60分の間に何回裏切れるかの勝負『Seventh Code』

『Seventh Code』を鑑賞。

当初は前田敦子のPVを黒沢清が撮るという企画だったのだが、それが延期され、ロシアまで行って撮影したと思ったらあれよあれよという間に劇場作品として公開までされ、なんとローマ国際映画祭に出品され、最優秀監督賞と最優秀技術貢献賞を受賞するという快挙を成し遂げ、さらにそれを前田敦子のシングルの特典としてDVD化して発売し話題になった。

「黒沢さんにPVを撮ってもらうというのはホントにすごいこと」と何度もいう前田敦子と「驚きました。すごい女優だと思います。これからの日本を…いや、世界をリードしていく才能の一人」という黒沢清の相思相愛ぶりが見事に合致した作品であり、好きな人を追っかけてロシアまで来てしまった女の子の話ということで、スケールの大きな『四月物語』かと思いきや(PVから派生した作品としても共通点が)、まるで60年代ゴダール作品のごとくジャンルがコロコロ変わり、アイドルを主演にした青春映画のような出だしから、ミステリーになり、かと思ったら田舎のレストランを舞台にしたスローライフ系になり、ヒッチコックのような巻き込まれサスペンスになったら、今度は唐突に○○○映画になり(→ネタバレになるので下のほうに注釈として書いてあります)*1、最終的にニューシネマのような展開になって、前田敦子が主題歌である『セブンスコード』を歌って終わる。

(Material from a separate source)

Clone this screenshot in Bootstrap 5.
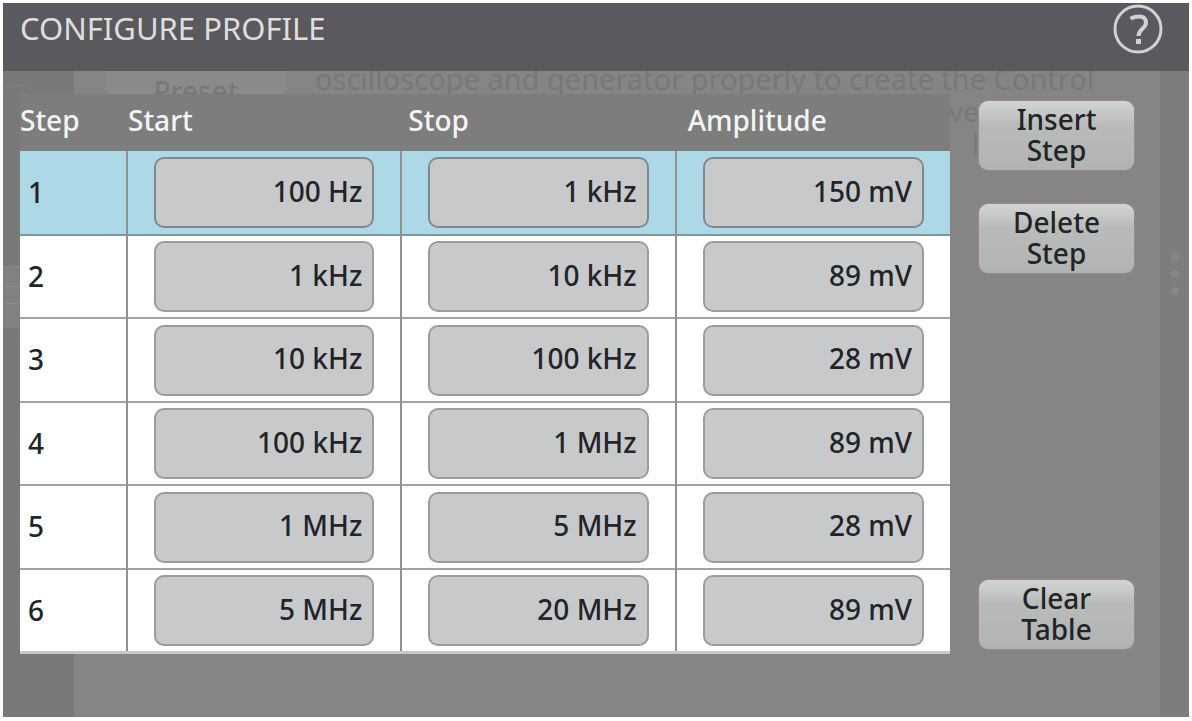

60分の短編ながら、表情がわからないくらいのロングショット、長回し、廃墟、唐突な暴力といつもの様式的な美学は登場。特に後半はその黒沢清映画でも見られないようなクールさ、スタイリッシュさがあるものの、前田敦子の不思議な存在感とロシアという土地、さらに説明しすぎない内容も含め、いかようにも解釈できるラストと、どこで撮っても誰を使ってもなんやかんやで黒沢清の作家性がしとどに溢れ出ている一本。

ぶっちゃけ後半のある展開でもって、前半の行動に「?」が点灯するのだが、メイキングにて、しっかり裏設定があることを前田敦子に説明しており、監督の中では確固とした世界観が構築されているんだなというのがよくわかった。それでも変な映画であることにはかわりはないのだが………

とはいえ、最後の1/3くらいはまったく想像してない展開だったので、そう言った意味では楽しく観たし、変なところが多くてもやられた。やっぱり映画というのはネタバレしないほうがおもしろく観れるのである。ちょっと違うかもしれないが、個人的には現代版の『ドレミファ娘の血は騒ぐ』と評したいところ。今年一番の拾い物かもしれない。傑作。